Michael Walzer seems to be reading my mind when he criticizes the "conventional socialism" that seems to prevail today. Conventional socialism isn't exactly a bad thing; it consists of democracy with strong civil liberties, state regulation of the market, and a welfare state. But Walzer asks, "is that all there is?" Then he asks, "What degree of democratic participation, market regulation, and welfare provision should we aim at?" Beyond that, he proposes a perpetual "socialism-in-the-making" that looks a lot like liberalism to me in its emphasis on process over result.

Unless liberation is self-liberation, it won't work; it won't make us free, on the ground, in everyday life. What is most important, then, is not the final realization of socialist goals, but the process by which they are realized....We think of socialism as a 'final goal,' but what we are really focused on, and what we are really committed to, is the means by which we work to reach that goal. Here is our most intimate and actual ambition. In truth, the people we would most like to be are not the citizens of some future socialist state but the activists and militants struggling to bring it about.


Walzer is concerned about the "iron law of oligarchy," which he sums up thusly: "In the absence of countervailing forces, the powerful get more powerful and the rich get richer, and this is what is going on everywhere, all the time." Socialism is the countervailing force, and "socialism-in-the-making" presumes a constant vigilance against the consolidation of hierarchies and concentrations of power anywhere, including in socialist movements. As he puts it: "Repeated insurgency is the price of equality." Not all insurgencies are equal, however.
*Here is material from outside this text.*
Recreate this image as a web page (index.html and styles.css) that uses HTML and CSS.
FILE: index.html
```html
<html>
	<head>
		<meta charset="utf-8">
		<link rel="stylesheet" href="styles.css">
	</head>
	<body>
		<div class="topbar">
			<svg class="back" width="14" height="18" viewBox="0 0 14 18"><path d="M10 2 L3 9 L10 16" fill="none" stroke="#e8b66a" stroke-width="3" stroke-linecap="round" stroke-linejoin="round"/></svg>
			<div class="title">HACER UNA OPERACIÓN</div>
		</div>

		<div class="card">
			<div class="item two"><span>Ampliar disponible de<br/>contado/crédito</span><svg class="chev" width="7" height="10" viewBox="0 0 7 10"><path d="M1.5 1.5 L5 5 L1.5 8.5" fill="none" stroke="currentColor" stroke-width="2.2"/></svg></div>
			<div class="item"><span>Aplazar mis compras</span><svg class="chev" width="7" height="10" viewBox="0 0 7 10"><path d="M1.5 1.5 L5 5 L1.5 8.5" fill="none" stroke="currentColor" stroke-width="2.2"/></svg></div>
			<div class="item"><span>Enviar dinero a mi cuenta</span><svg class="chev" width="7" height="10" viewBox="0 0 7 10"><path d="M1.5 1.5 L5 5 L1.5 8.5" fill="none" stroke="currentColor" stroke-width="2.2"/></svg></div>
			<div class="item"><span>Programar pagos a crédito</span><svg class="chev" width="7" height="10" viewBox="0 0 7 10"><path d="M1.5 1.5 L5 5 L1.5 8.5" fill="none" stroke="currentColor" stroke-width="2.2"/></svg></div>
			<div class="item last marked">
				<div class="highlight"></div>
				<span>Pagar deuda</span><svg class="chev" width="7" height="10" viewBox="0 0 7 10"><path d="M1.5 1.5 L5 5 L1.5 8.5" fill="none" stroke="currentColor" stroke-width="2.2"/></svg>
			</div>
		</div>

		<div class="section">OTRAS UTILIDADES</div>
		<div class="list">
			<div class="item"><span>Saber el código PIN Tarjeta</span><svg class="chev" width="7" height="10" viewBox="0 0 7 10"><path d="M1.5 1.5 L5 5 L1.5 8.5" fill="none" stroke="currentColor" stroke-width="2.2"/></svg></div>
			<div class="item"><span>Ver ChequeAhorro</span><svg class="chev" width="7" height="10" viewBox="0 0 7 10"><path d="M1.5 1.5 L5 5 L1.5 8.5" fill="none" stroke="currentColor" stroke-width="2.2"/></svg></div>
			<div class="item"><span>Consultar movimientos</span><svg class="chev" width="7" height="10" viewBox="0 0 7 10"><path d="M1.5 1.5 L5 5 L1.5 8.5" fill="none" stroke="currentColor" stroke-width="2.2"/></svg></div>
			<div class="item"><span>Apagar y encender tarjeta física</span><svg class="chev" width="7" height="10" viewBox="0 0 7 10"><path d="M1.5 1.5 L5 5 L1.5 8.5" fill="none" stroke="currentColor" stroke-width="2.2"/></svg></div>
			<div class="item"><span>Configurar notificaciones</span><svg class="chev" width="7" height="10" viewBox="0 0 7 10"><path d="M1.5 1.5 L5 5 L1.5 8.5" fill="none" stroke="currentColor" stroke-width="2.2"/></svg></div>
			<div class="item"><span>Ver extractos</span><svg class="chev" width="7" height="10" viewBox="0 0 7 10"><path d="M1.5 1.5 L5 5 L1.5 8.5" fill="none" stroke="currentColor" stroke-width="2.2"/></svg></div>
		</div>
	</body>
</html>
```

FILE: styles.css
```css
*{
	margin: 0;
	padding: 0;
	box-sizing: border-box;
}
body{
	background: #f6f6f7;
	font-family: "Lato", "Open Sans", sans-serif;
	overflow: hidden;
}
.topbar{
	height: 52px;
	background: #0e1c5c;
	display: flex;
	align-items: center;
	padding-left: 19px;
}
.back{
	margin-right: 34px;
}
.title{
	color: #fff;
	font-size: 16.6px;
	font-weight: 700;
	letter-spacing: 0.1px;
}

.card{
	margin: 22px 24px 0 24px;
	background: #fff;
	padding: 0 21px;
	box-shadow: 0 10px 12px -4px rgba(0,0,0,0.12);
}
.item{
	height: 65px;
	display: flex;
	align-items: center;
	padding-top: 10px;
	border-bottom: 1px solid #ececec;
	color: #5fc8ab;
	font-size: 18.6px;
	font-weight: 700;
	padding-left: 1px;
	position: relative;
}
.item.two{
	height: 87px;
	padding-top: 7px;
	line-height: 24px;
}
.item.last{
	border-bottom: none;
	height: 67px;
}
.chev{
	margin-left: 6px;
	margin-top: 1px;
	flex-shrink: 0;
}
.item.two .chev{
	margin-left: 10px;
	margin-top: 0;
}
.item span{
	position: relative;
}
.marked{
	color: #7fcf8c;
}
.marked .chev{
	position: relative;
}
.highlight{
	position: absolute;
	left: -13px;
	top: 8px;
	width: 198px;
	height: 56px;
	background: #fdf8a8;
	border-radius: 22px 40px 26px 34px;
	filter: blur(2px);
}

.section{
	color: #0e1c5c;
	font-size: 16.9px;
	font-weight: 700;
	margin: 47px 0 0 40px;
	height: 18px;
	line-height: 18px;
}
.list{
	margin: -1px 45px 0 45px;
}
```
He warns against mass movements and leaders like those in South America today, the kind that he claims empower only demagogic leaders like Hugo Chavez. Walzer has a healthy mistrust of leader types and self -proclaimed ideological experts. "In politics," he writes, "any claim to esoteric knowledge is dangerous....in any genuine left insurgency, intellectuals are not leaders because they have special knowledge [but] because they are persuasive and energizing, because they are models of commitment and activism."

It could be argued that socialism is a process that depends on a result, and that putting the process before the result is like putting the cart before the horse. To be less proverbial about it, what exactly is the perpetual process of "socialism-in-the-making" aiming at, if it can be said to aim at anything? Maybe I'm still thinking about the wrong movement, because I'm stuck with this nagging idea that socialism has something to do with workers controlling the means of production. Isn't that the final goal? And if "the means by which we work to reach that goal" really matter more than the goal itself, then what exactly do the workers control? Walzer answers: Socialists "have come to believe in the market's capacity to coordinate economic activity, so long as it is subject to democratic control." Is democratic control the same as workers' control? The argument could be made, but it depends on what we mean exactly by "democratic control." If it means that voters control the market by electing conscientious politicians who appoint conscientious bureaucrats and regulators to oversee capitalism, then it isn't exactly a bad thing, but I'm not sure what Debs would make of it. On the evidence of that one speech, he had a moral passion about his version of "socialism in the making" that I find entirely absent in the Dissent writers. Walzer's socialism-in-the-making, the writer warns us, "is the only socialism we will ever know." And he follows that with a quote from Kafka about life being short.

Eugene V. Debs represented socialism at its peak of popularity in America. Whether the Dissent writers represent anything more than themselves is debatable. If the editors wanted to get more people interested in socialism's future, they might have tried printing more Debs.

2 comments:

Anonymous said...

"There is no other definition of socialism for us than that of the abolition of the exploitation of man by man."

Che Guevera

Anonymous said...

As long as these people continue to support the exploitation of the working class, they are not socialists.

As long as the working class allows itself to be exploited by those who consider themselves above the working class, there is no true equality.